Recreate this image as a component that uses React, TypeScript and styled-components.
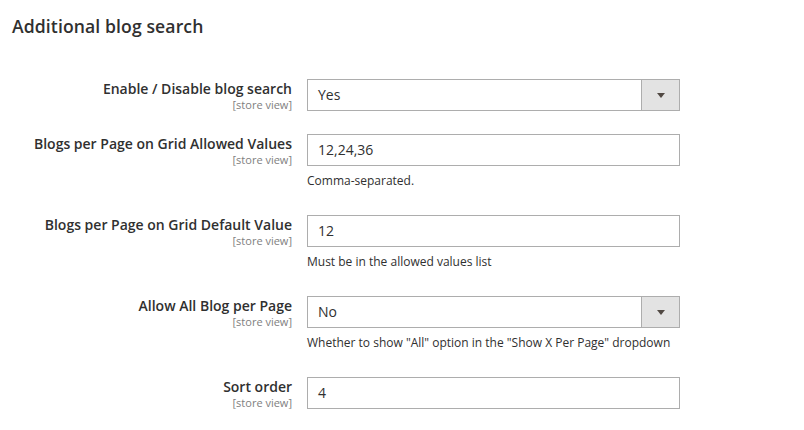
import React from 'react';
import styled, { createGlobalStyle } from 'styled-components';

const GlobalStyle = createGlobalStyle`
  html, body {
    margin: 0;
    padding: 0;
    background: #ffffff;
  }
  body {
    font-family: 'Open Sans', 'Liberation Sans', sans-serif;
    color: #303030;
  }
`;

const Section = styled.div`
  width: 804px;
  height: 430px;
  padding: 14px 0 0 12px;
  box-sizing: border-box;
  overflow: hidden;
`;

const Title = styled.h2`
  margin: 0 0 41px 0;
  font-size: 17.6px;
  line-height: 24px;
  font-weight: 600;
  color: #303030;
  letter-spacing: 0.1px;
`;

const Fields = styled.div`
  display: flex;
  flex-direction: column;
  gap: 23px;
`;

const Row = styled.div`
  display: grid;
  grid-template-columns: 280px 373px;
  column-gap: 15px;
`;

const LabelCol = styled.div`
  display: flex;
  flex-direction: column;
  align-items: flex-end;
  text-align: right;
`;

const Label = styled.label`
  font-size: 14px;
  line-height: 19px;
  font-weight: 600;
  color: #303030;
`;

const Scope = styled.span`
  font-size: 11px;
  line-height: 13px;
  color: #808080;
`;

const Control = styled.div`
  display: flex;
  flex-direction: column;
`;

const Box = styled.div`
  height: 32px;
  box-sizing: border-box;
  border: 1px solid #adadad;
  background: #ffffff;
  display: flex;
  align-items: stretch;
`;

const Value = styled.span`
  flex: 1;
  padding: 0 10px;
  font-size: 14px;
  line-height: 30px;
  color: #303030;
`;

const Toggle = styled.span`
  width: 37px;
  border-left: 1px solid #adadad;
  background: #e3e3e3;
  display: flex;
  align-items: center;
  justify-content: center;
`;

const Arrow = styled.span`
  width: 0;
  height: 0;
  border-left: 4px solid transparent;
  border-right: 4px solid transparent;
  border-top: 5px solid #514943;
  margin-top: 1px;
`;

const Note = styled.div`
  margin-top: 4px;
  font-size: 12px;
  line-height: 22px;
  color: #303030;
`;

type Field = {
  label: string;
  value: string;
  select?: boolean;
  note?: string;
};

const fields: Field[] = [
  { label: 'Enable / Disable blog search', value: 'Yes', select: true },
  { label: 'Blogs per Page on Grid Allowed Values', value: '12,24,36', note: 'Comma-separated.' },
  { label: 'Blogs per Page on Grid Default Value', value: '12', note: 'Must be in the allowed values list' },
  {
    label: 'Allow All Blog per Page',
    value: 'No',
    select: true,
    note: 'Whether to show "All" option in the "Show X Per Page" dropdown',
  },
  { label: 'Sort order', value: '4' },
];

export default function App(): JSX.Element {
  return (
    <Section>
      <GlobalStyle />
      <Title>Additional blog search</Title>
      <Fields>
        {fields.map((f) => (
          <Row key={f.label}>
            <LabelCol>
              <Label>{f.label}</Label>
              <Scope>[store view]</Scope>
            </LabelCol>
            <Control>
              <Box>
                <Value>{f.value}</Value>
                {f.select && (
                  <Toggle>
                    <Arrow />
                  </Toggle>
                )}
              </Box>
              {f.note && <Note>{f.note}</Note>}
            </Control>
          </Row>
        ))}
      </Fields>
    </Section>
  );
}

=-=-=

• _Exercise_
Omit each picture, then return all of the listing exactly as it stands.

• _Problem solution_
Recreate this image as a component that uses React, TypeScript and styled-components.
import React from 'react';
import styled, { createGlobalStyle } from 'styled-components';

const GlobalStyle = createGlobalStyle`
  html, body {
    margin: 0;
    padding: 0;
    background: #ffffff;
  }
  body {
    font-family: 'Open Sans', 'Liberation Sans', sans-serif;
    color: #303030;
  }
`;

const Section = styled.div`
  width: 804px;
  height: 430px;
  padding: 14px 0 0 12px;
  box-sizing: border-box;
  overflow: hidden;
`;

const Title = styled.h2`
  margin: 0 0 41px 0;
  font-size: 17.6px;
  line-height: 24px;
  font-weight: 600;
  color: #303030;
  letter-spacing: 0.1px;
`;

const Fields = styled.div`
  display: flex;
  flex-direction: column;
  gap: 23px;
`;

const Row = styled.div`
  display: grid;
  grid-template-columns: 280px 373px;
  column-gap: 15px;
`;

const LabelCol = styled.div`
  display: flex;
  flex-direction: column;
  align-items: flex-end;
  text-align: right;
`;

const Label = styled.label`
  font-size: 14px;
  line-height: 19px;
  font-weight: 600;
  color: #303030;
`;

const Scope = styled.span`
  font-size: 11px;
  line-height: 13px;
  color: #808080;
`;

const Control = styled.div`
  display: flex;
  flex-direction: column;
`;

const Box = styled.div`
  height: 32px;
  box-sizing: border-box;
  border: 1px solid #adadad;
  background: #ffffff;
  display: flex;
  align-items: stretch;
`;

const Value = styled.span`
  flex: 1;
  padding: 0 10px;
  font-size: 14px;
  line-height: 30px;
  color: #303030;
`;

const Toggle = styled.span`
  width: 37px;
  border-left: 1px solid #adadad;
  background: #e3e3e3;
  display: flex;
  align-items: center;
  justify-content: center;
`;

const Arrow = styled.span`
  width: 0;
  height: 0;
  border-left: 4px solid transparent;
  border-right: 4px solid transparent;
  border-top: 5px solid #514943;
  margin-top: 1px;
`;

const Note = styled.div`
  margin-top: 4px;
  font-size: 12px;
  line-height: 22px;
  color: #303030;
`;

type Field = {
  label: string;
  value: string;
  select?: boolean;
  note?: string;
};

const fields: Field[] = [
  { label: 'Enable / Disable blog search', value: 'Yes', select: true },
  { label: 'Blogs per Page on Grid Allowed Values', value: '12,24,36', note: 'Comma-separated.' },
  { label: 'Blogs per Page on Grid Default Value', value: '12', note: 'Must be in the allowed values list' },
  {
    label: 'Allow All Blog per Page',
    value: 'No',
    select: true,
    note: 'Whether to show "All" option in the "Show X Per Page" dropdown',
  },
  { label: 'Sort order', value: '4' },
];

export default function App(): JSX.Element {
  return (
    <Section>
      <GlobalStyle />
      <Title>Additional blog search</Title>
      <Fields>
        {fields.map((f) => (
          <Row key={f.label}>
            <LabelCol>
              <Label>{f.label}</Label>
              <Scope>[store view]</Scope>
            </LabelCol>
            <Control>
              <Box>
                <Value>{f.value}</Value>
                {f.select && (
                  <Toggle>
                    <Arrow />
                  </Toggle>
                )}
              </Box>
              {f.note && <Note>{f.note}</Note>}
            </Control>
          </Row>
        ))}
      </Fields>
    </Section>
  );
}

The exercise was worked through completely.